2010 — 25 December: Saturday

Seasonal greetings to my reader. Something within me finally snapped1 and, as a result, I've spent the first few minutes of Xmas clearing piles of books off the dining table, in readiness for their next resting place. I have "had it up to here" (as it were) with some aspects of my slob bachelor lifestyle. Now that the rest of the house2 is more or less tidy after the year's grand mal upheavals of plumbing and floor covering and what have you I reckoned it was about time for me to reclaim the dining room.

Now, of course, I'm knackered. G'night.

I can't say that...

... a starting temperature, this morning, of -4C feels very enticing but I'm off for a little local ramble in a couple of hours over in Winchester. At least it's not snowing :-)

Xmas #4 without Christa, Xmas #2 without a Terry's chocolate orange (since they changed the formulation), but I still have my trusty cuppa. Ho-ho. It's 08:37 and uniformly grey and dull-looking out there.

Just as I slam off "The Archers" before its theme tune kicks off an ear-worm, so I twitch the dial hastily away from the pious and generally patronising "Thought for the Day" (never knowingly from an atheist, of course) that the BBC chooses to inflict on this Untied Kingdom (sic). While I knew the infallible chap was due to spout his piece (maybe still is due, I dunno) I have/had no intention of tuning in. Besides, the good Prof Dawkins has said it so much more neatly than I would:

That's right. The creator of the universe, sublime inventor of mathematics, of relativistic space-time, of quarks and quanta, of life itself, Almighty God, who reads our every thought and hears our every prayer, omniscient, omnipotent, omnipresent God couldn't think of a better way to forgive us than to have himself tortured and executed. For heaven's sake, if he wanted to forgive us, why didn't he just forgive us? Who, after all, needed to be impressed by the blood and the agony? Nobody but himself.
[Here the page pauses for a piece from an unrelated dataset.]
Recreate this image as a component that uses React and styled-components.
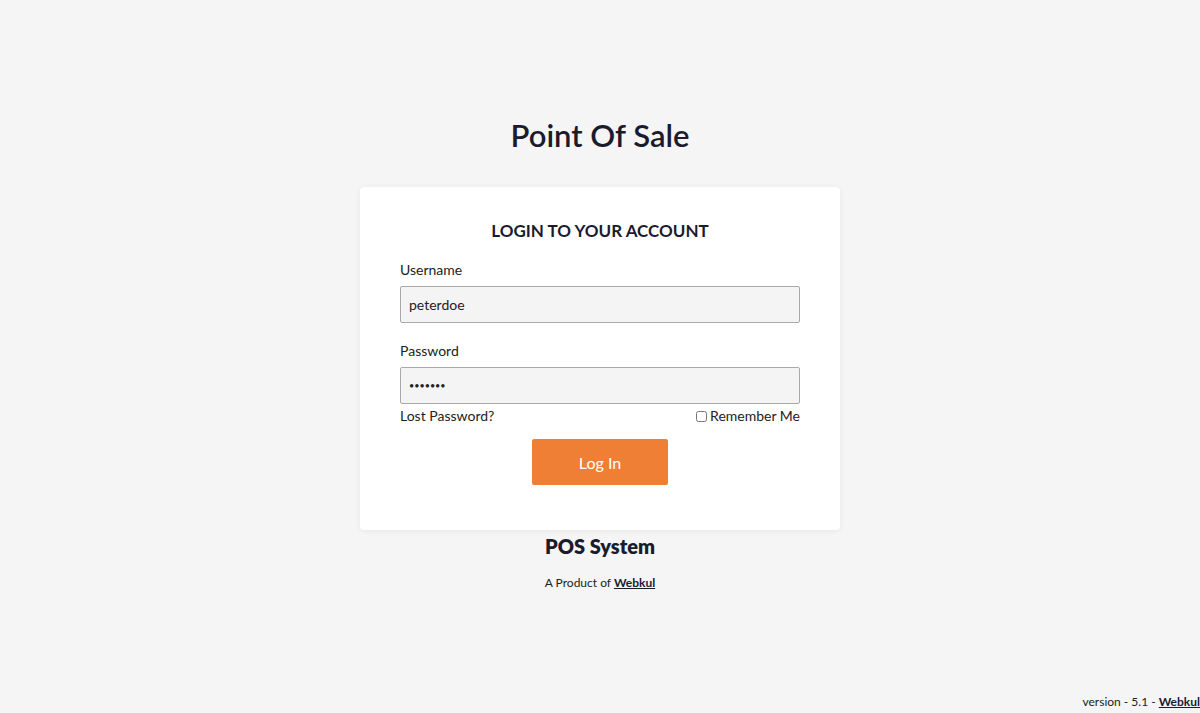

Ratzinger has much to confess in his own conduct, as cardinal and pope. But he is also guilty of promoting one of the most repugnant ideas ever to occur to a human mind: "Without the shedding of blood there is no forgiveness" (Hebrews 9:22).

Richard Dawkins in The Guardian


My first delighted splutter of the day, frankly. [Pause] Recall Dilbert's inventor (in God's débris — a free PDF file) concluding that the only ambition that could possibly satisfy an omnipotent (etc etc) creator would be to engineer its own destruction. Of course, Asimov took a different approach, having the literal last word from the ultimate "descendant" of his "Multivac" computer in his favourite short story "The Last Question". ("Fiat Lux" indeed.)

Wombles

Elisabeth Beresford (just died, at 83 or 84) was the daughter of the chap (JD Beresford) who wrote the excellent 1911 übermensch tale ("The Hampdenshire Wonder"). She was herself the creator of the Wombles. Small world!

I'm back — obviously — from my icy (and in some places nastily slippery) rambles around Winchester, capped by a deliciously civilised smoked salmon lunch. And I shall be returning in a couple of hours for our defiantly untrad Xmas meal and maybe a film or two. I must remember to pick up my boots, too. I may yet be needing them this winter. It's 16:23 and stubbornly below freezing out there. Brrr. [Pause] There was some fine music on the portion of the Jazz Library round-up of the year I managed to catch, ending (very nicely) with a track from the Jan Garbarek album that was simply outstanding.

Back again

Tonight's film ("I'm not scared") was superb, and is by the chap — Gabriele Salvatores — who made "Mediterraneo"; a film that's in my collection but not yet in my visual memory. (Mind you, Mike bought "I'm not scared" three years ago and has only just got that pesky round tuit himself. So it's not just me.)

It's now 23:36 and, last time I looked, a shivery -7C with added fog. Nice.

  

Footnotes

1  Not before time.
2  Drawing veils, of course, over what was Christa's study — still partially full of storage cartons of her stuff — and what is still, from time to time, Peter's room — still well-stuffed with stuff overflowing from what was my stuff-filled study.